The current systematic resolution of y-larvae is unsatisfactory and
problematic for several reasons. Considering that their local and global
diversity may be significantly larger than what is described (Hansen
1899; Glenner et al., 2008; Dreyer et al., in press), authentic
sequences of vouchered and named species are essential for biodiversity
inventories. Currently only 17 species are formally described, in the
single genus Hansenocaris Itô, 1985 (Olesen et al., 2022; Olesen
and Grygier, 2022). Solving phylogenetic relationships is, moreover,
crucial for robust macroevolutionary modeling of life histories and
ecomorphological traits, especially when compelling life-history
evidence suggests that y-larvae attain maturity as endoparasites in
unknown hosts (Glenner et al., 2008; Pérez-Losada et al., 2009; Dreyer
et al., 2022).
Destructive DNA-extraction methods often result in complete digestion of
the specimen, which limits adequate morphological species delimitation
and museum storage of vouchers. Here, we present novel molecular
resources and optimized protocols for successful DNA extraction, voucher
exuvium retainment, and PCR-amplification of single-specimen y-larvae
below 500 µm in size.

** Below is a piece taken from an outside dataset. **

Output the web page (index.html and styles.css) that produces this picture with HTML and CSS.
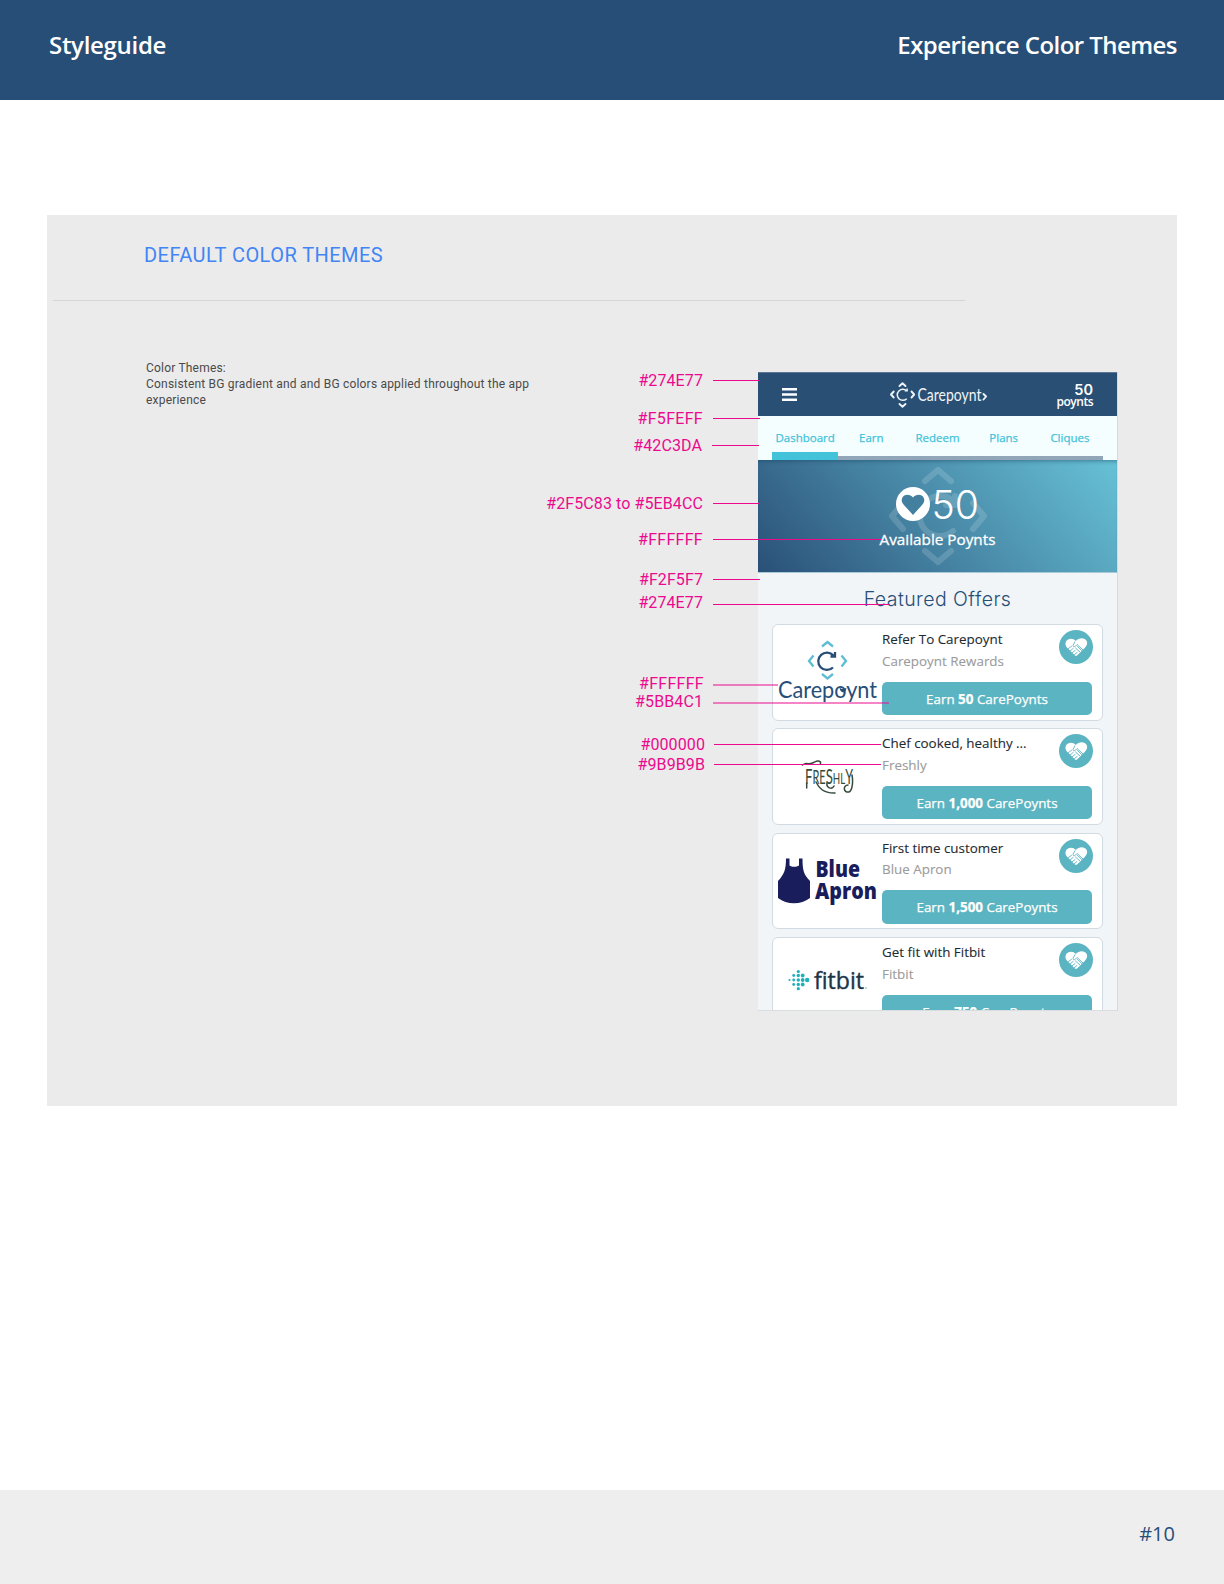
FILE: index.html
```html
<!DOCTYPE html>
<html lang="en">
<head>
<meta charset="utf-8">
<title>Styleguide - Experience Color Themes</title>
<link rel="stylesheet" href="styles.css">
</head>
<body>
<svg class="defs" width="0" height="0" aria-hidden="true">
  <symbol id="care" viewBox="0 0 34 34">
    <circle cx="17" cy="17" r="17" fill="#5bb4c1"/>
    <path d="M16.700 11C14.200 7.600 8.800 8 7 11.500c-1.500 3.200.3 5.700 2.400 7.500l5.200 5.200c.9.9 1.800 1.600 2.600 1.700 1 0 1.900-1.200 3-2.300l5.500-5.600c2-2 3.300-4.700 1.900-7.200-2-3.500-7.600-3.500-10.900.2z" fill="#fff"/>
    <path d="M9.500 18.500l3-2.200M11 21l3.200-2.600M13 23l3-2.500M15 25l3-2.500M15.800 11.800l-1.700 3.400c-.6 1.500 1.400 2 2.500.8l1.500-1.500 6.300 5.800M16.500 18l4.500 4M18.500 16.500l4.500 4.300" fill="none" stroke="#5bb4c1" stroke-width=".9" stroke-linecap="round"/>
  </symbol>
</svg>

<header class="page-header">
  <h1 class="page-title">Styleguide</h1>
  <h2 class="page-title page-title--section">Experience Color Themes</h2>
</header>

<main class="panel">
  <h3 class="panel-title">DEFAULT COLOR THEMES</h3>
  <div class="rule"></div>
  <div class="panel-body">
    <p class="description">Color Themes:<br>Consistent BG gradient and and BG colors applied throughout the app experience</p>

    <section class="phone">
      <div class="topbar">
        <svg class="burger" viewBox="0 0 15 13"><path d="M0 1.300h15M0 6.500h15M0 11.700h15" stroke="#fff" stroke-width="2.500"/></svg>
        <svg class="brand" viewBox="0 0 98 26">
          <path d="M9.500 4L12.500 1.200 15.500 4M9.500 22l3 2.700 3-2.700M3.700 9.500L1 12.500l2.700 3M21.500 9.500l2.700 3-2.700 3M93.500 12l2.600 2.500-2.600 3" fill="none" stroke="#eef4f8" stroke-width="1.900" stroke-linecap="round" stroke-linejoin="round"/>
          <path d="M16.700 9A5.500 5.500 0 1 0 16.700 16.700M14.700 8.700h2.400V6.500" fill="none" stroke="#eef4f8" stroke-width="1.500"/>
          <text x="27.500" y="19" class="brand-text" textLength="64" lengthAdjust="spacingAndGlyphs">Carepoynt</text>
        </svg>
        <div class="balance"><span class="balance-value">50</span><span class="balance-unit">poynts</span></div>
      </div>
      <nav class="tabs">
        <a class="tab tab--active">Dashboard</a><a class="tab">Earn</a><a class="tab">Redeem</a><a class="tab">Plans</a><a class="tab">Cliques</a>
      </nav>
      <div class="hero">
        <svg class="hero-mark" viewBox="0 0 98 98">
          <path d="M36 14L49 3l13 11M36 84l13 11 13-11M14 36L3 49l11 13M84 36l11 13-11 13M66 36A20 20 0 1 0 64 64M57 38h9V29" fill="none" stroke="#fff" stroke-width="6" stroke-linecap="round" stroke-linejoin="round"/>
        </svg>
        <div class="hero-amount">
          <svg class="heart" viewBox="0 0 34 34"><circle cx="17" cy="17" r="17" fill="#fff"/><path d="M17 10.500C14 6.700 8 6.900 6.200 10.900c-1.400 3.500.3 5.700 2.600 8L17 28l8.200-9.100c2.300-2.300 4-4.500 2.600-8C26 6.900 20 6.700 17 10.500z" fill="#437f9f"/></svg>
          <svg class="amount" viewBox="0 0 46 34"><text x="-1.500" y="31.500" textLength="47.500" lengthAdjust="spacingAndGlyphs" class="amount-text">50</text></svg>
        </div>
        <div class="hero-label">Available Poynts</div>
      </div>
      <h4 class="offers-title">Featured Offers</h4>
      <div class="offers">
        <article class="card">
          <svg class="logo" viewBox="0 0 100 95">
            <path d="M44 21.500L49.500 17l5.500 4.500M44 49l5.500 4.500L55 49M35.500 30.500L31 36l4.500 5.500M63.500 30.500L68 36l-4.500 5.500" fill="none" stroke="#5dbdd2" stroke-width="2.300"/>
            <path d="M55.500 30.500A8.700 8.700 0 1 0 55 42.500M52.500 31.500H57V27" fill="none" stroke="#274e77" stroke-width="2.300"/>
            <text x="0" y="73" class="logo-carepoynt" textLength="99" lengthAdjust="spacingAndGlyphs">Carepoynt</text>
            <path d="M61.500 62.500q3.500 3 7 0q-.3 4-3.500 5q-3.200-1-3.500-5z" fill="#274e77"/>
          </svg>
          <div class="info">
            <div class="offer-name">Refer To Carepoynt</div><div class="offer-brand">Carepoynt Rewards</div>
            <div class="earn">Earn <b>50</b> CarePoynts</div>
          </div>
          <svg class="care"><use href="#care"/></svg>
        </article>
        <article class="card">
          <svg class="logo" viewBox="0 0 100 95">
            <text transform="translate(27 54.500) scale(1 1.150)" class="logo-freshly" textLength="48" lengthAdjust="spacingAndGlyphs"><tspan font-size="19">F</tspan><tspan font-size="16">RE</tspan><tspan font-size="19">S</tspan><tspan font-size="14">HL</tspan><tspan font-size="18">Y</tspan></text>
            <path d="M24.500 36c4-3 6 0 10-2s6-3 8-1v2M28.700 54v5M38 53c3 6 7 11 18 11h1M49 54c-1 5 5 7 7 3M74 46c1 5 1 15-3 17-6 1-6-7-1-7" fill="none" stroke="#344b3b" stroke-width="1.500" stroke-linecap="round"/>
          </svg>
          <div class="info">
            <div class="offer-name">Chef cooked, healthy ...</div><div class="offer-brand">Freshly</div>
            <div class="earn">Earn <b>1,000</b> CarePoynts</div>
          </div>
          <svg class="care"><use href="#care"/></svg>
        </article>
        <article class="card">
          <svg class="logo" viewBox="0 0 100 95">
            <path d="M8 24.500h3.500v7c2 1.800 7 1.800 9.500 0v-7h3.500c0 11 1 16 7.500 22.500v17c-9 7-23 7-32 0V47c6-6.500 8-11 8-22.500z" fill="#191d5b"/>
            <text x="37.500" y="43" class="logo-apron" textLength="44.500" lengthAdjust="spacingAndGlyphs">Blue</text>
            <text x="37" y="64.500" class="logo-apron" textLength="62" lengthAdjust="spacingAndGlyphs">Apron</text>
          </svg>
          <div class="info">
            <div class="offer-name">First time customer</div><div class="offer-brand">Blue Apron</div>
            <div class="earn">Earn <b>1,500</b> CarePoynts</div>
          </div>
          <svg class="care"><use href="#care"/></svg>
        </article>
        <article class="card">
          <svg class="logo" viewBox="0 0 100 95">
            <g fill="#1fb0ba">
              <circle cx="11.500" cy="42" r="1.100"/><circle cx="15.700" cy="42" r="1.400"/><circle cx="20.300" cy="42" r="1.700"/><circle cx="24.700" cy="42" r="1.900"/><circle cx="29.200" cy="42" r="2.200"/>
              <circle cx="15.700" cy="37.500" r="1.400"/><circle cx="20.300" cy="37.500" r="1.700"/><circle cx="24.700" cy="37.500" r="1.900"/>
              <circle cx="15.700" cy="46.500" r="1.400"/><circle cx="20.300" cy="46.500" r="1.700"/><circle cx="24.700" cy="46.500" r="1.900"/>
              <circle cx="20.300" cy="33.500" r="1.600"/><circle cx="20.300" cy="50.700" r="1.600"/>
            </g>
            <text x="36" y="50.700" class="logo-fitbit" textLength="50" lengthAdjust="spacingAndGlyphs">fitbit</text>
            <circle cx="88" cy="50" r=".7" fill="#789"/>
          </svg>
          <div class="info">
            <div class="offer-name">Get fit with Fitbit</div><div class="offer-brand">Fitbit</div>
            <div class="earn">Earn <b>750</b> CarePoynts</div>
          </div>
          <svg class="care"><use href="#care"/></svg>
        </article>
      </div>
    </section>
  </div>

  <div class="callout c1"><span>#274E77</span><i></i></div>
  <div class="callout c2"><span>#F5FEFF</span><i></i></div>
  <div class="callout c3"><span>#42C3DA</span><i></i></div>
  <div class="callout c4"><span>#2F5C83 to #5EB4CC</span><i></i></div>
  <div class="callout c5"><span>#FFFFFF</span><i></i></div>
  <div class="callout c6"><span>#F2F5F7</span><i></i></div>
  <div class="callout c7"><span>#274E77</span><i></i></div>
  <div class="callout c8"><span>#FFFFFF</span><i></i></div>
  <div class="callout c9"><span>#5BB4C1</span><i></i></div>
  <div class="callout c10"><span>#000000</span><i></i></div>
  <div class="callout c11"><span>#9B9B9B</span><i></i></div>
</main>

<footer class="page-footer">#10</footer>
</body>
</html>
```
FILE: styles.css
```css
* { box-sizing: border-box; }

body {
  margin: 0;
  height: 1584px;
  display: flex;
  flex-direction: column;
  background: #fff;
  font-family: Roboto, sans-serif;
}

.defs { position: absolute; }

h1, h2, h3, h4, p { margin: 0; font-weight: 400; }

.page-header {
  height: 100px;
  padding: 28px 47px 0 49px;
  display: flex;
  justify-content: space-between;
  background: #274e77;
  color: #fff;
}

.page-title {
  font: 600 24px/34px "Open Sans", sans-serif;
  letter-spacing: -0.3px;
}
.page-title--section { letter-spacing: -0.55px; }

/* Grey sheet that holds the specimen */
.panel {
  position: relative;
  width: 1130px;
  height: 891px;
  margin: 115px 0 0 47px;
  background: #ebebeb;
}

.panel-title {
  padding: 28px 0 0 97px;
  height: 85px;
  font-size: 20px;
  line-height: 24px;
  letter-spacing: .45px;
  color: #4285f4;
}

.rule {
  width: 912px;
  height: 1px;
  margin-left: 6px;
  background: #d5d5d5;
}

.panel-body {
  display: flex;
  align-items: flex-start;
}

.description {
  width: 400px;
  margin: 59px 212px 0 99px;
  font-size: 12px;
  line-height: 16px;
  letter-spacing: .2px;
  color: #4a4a4a;
}

/* Phone specimen */
.phone {
  width: 360px;
  height: 639px;
  margin-top: 71px;
  overflow: hidden;
  background: #f1f5f8;
  border-right: 1px solid #d3dae0;
  border-bottom: 1px solid #d8dde0;
  font-family: "Open Sans", sans-serif;
}

.topbar {
  height: 44px;
  padding: 0 24px;
  display: flex;
  align-items: center;
  justify-content: space-between;
  background: #294f75;
  border-top: 1px solid #5b7793;
}

.burger { width: 15px; height: 13px; }
.brand { width: 98px; height: 26px; margin-left: 25px; overflow: visible; }
.brand-text { font: 17px Lato, sans-serif; fill: #eef4f8; }

.balance {
  display: flex;
  flex-direction: column;
  align-items: flex-end;
  color: #fff;
  font-weight: 600;
}
.balance-value { margin-top: 2px; font: 600 14.500px/12px Inter, sans-serif; }
.balance-unit { font-size: 12px; line-height: 11px; letter-spacing: -.5px; }

.tabs {
  height: 44px;
  padding: 0 14px;
  display: flex;
  background: #f5feff;
}
.tab {
  flex: 1;
  text-align: center;
  font-size: 11.500px;
  line-height: 44px;
  color: #42c3da;
  -webkit-text-stroke: .25px #42c3da;
  border-bottom: 4px solid #91a7b9;
}
.tab--active { box-shadow: inset 0 -4px #42c3da; border-color: #42c3da; }

.hero {
  position: relative;
  height: 113px;
  padding-top: 27px;
  display: flex;
  flex-direction: column;
  align-items: center;
  background: linear-gradient(48deg, #2a5077 0%, #4684a3 45%, #67c2d6 100%);
  box-shadow: inset 0 4px 4px -3px rgba(20, 60, 90, .5), inset 0 -1px #a9c8d8;
  color: #fff;
}
.hero-mark {
  position: absolute;
  left: 131px;
  top: 7px;
  width: 98px;
  height: 98px;
  opacity: .15;
}
.hero-amount { display: flex; gap: 3px; position: relative; }
.heart { width: 34px; height: 34px; }
.amount { width: 46px; height: 34px; overflow: visible; }
.amount-text { font: 300 39px Inter, sans-serif; fill: #fff; }
.hero-label {
  position: relative;
  margin-top: 7px;
  font-size: 15.300px;
  line-height: 22px;
  -webkit-text-stroke: .3px #fff;
}

.offers-title {
  height: 51px;
  padding-top: 12px;
  text-align: center;
  font: 300 19.500px/28px Inter, sans-serif;
  letter-spacing: .45px;
  color: #274e77;
}

.offers {
  padding: 0 14px;
  display: flex;
  flex-direction: column;
  gap: 7.800px;
}

.card {
  flex: none;
  display: flex;
  position: relative;
  width: 331px;
  height: 96.600px;
  padding-left: 5px;
  border: 1px solid #d2dae2;
  border-radius: 6px;
  background: #fff;
}
.logo { width: 100px; height: 95px; margin-right: 4px; overflow: visible; }
.info { width: 210px; }
.offer-name { padding-top: 4px; font-size: 13.400px; line-height: 20px; color: #1d2a30; -webkit-text-stroke: .1px #1d2a30; }
.offer-brand { padding-top: 1.500px; font-size: 13.400px; line-height: 20px; color: #9b9b9b; -webkit-text-stroke: .1px #9b9b9b; }
.earn {
  height: 33.500px;
  margin-top: 11px;
  border-radius: 5px;
  background: #5bb4c1;
  color: #fff;
  text-align: center;
  font-size: 13.400px;
  line-height: 34px;
  -webkit-text-stroke: .25px #fff;
}
.care { position: absolute; right: 9px; top: 5px; width: 34px; height: 34px; }

.logo-carepoynt { font: 24px Lato, sans-serif; fill: #274e77; }
.logo-freshly { font-family: Lato, sans-serif; font-weight: 400; fill: #344b3b; }
.logo-apron { font: 800 22px "Open Sans", sans-serif; fill: #191d5b; }
.logo-fitbit { font: 23px "Open Sans", sans-serif; fill: #1b3547; stroke: #1b3547; stroke-width: .4px; }

/* Callouts: colour value with its leader line, pinned over the specimen */
.callout {
  position: absolute;
  left: 456px;
  height: 20px;
  display: flex;
  align-items: center;
  color: #ec098d;
  font-size: 16px;
  line-height: 20px;
  letter-spacing: .1px;
}
.callout span { width: 200px; text-align: right; position: relative; top: 1px; }
.callout i { height: 1px; width: 47px; margin-left: 10px; background: #ec098d; }
.c1 { top: 155px; }
.c2 { top: 193px; }
.c3 { top: 220px; left: 455px; }
.c4 { top: 278px; }
.c5 { top: 314px; }
.c5 i { width: 168px; }
.c6 { top: 354px; }
.c7 { top: 377px; }
.c7 i { width: 177px; margin-top: 4px; }
.c8 { top: 458px; left: 457px; }
.c8 i, .c9 i { height: 2px; width: 65px; margin-top: 4px; margin-left: 9px; opacity: .5; }
.c9 { top: 476px; }
.c9 i { width: 176px; margin-left: 10px; }
.c10 { top: 519px; left: 458px; }
.c11 { top: 539px; left: 458px; }
.c10 i, .c11 i { width: 167px; margin-left: 9px; }
.c2 span, .c5 span, .c8 span { letter-spacing: .3px; }

.page-footer {
  height: 94px;
  margin-top: auto;
  padding: 30px 49px 0 0;
  background: #eee;
  text-align: right;
  font: 20px/28px "Open Sans", sans-serif;
  color: #274e77;
}
```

This is intended to supplement the single-specimen
rearing and live-imaging protocol previously developed by us (Olesen et
al., 2022). Through extensive laboratory experimentation, we developed
an optimal DNA-extraction and PCR-amplification protocol for Facetotecta
and here compare it to two other methods that can also yield
single-specimen nucleotide sequences. To this end, and as part of a
larger campaign investigating the phylogeny and evolution of Facetotecta
(Olesen et al., 2022; Dreyer et al., submitted), we designed novel
oligonucleotide primers to amplify nuclear and mitochondrial genes and
tested 28 primer pairs in more than 2000 PCR reactions. We thereby show
that up to 6700 aligned nucleotide resolution can be achieved for a
single specimen. We demonstrate the utility of our protocol by
estimating a preliminary phylogeny of Facetotecta that expands upon
previous phylogenetic analyses. This estimate includes more markers
(n=6) and specimens (n=74) than previous efforts, using material
obtained from Pacific, Northeast Atlantic, Antarctic (NCBI data), and
Arctic waters. Finally, we discuss the importance of our protocols for
further advancing the knowledge of y-larva systematics and evolution.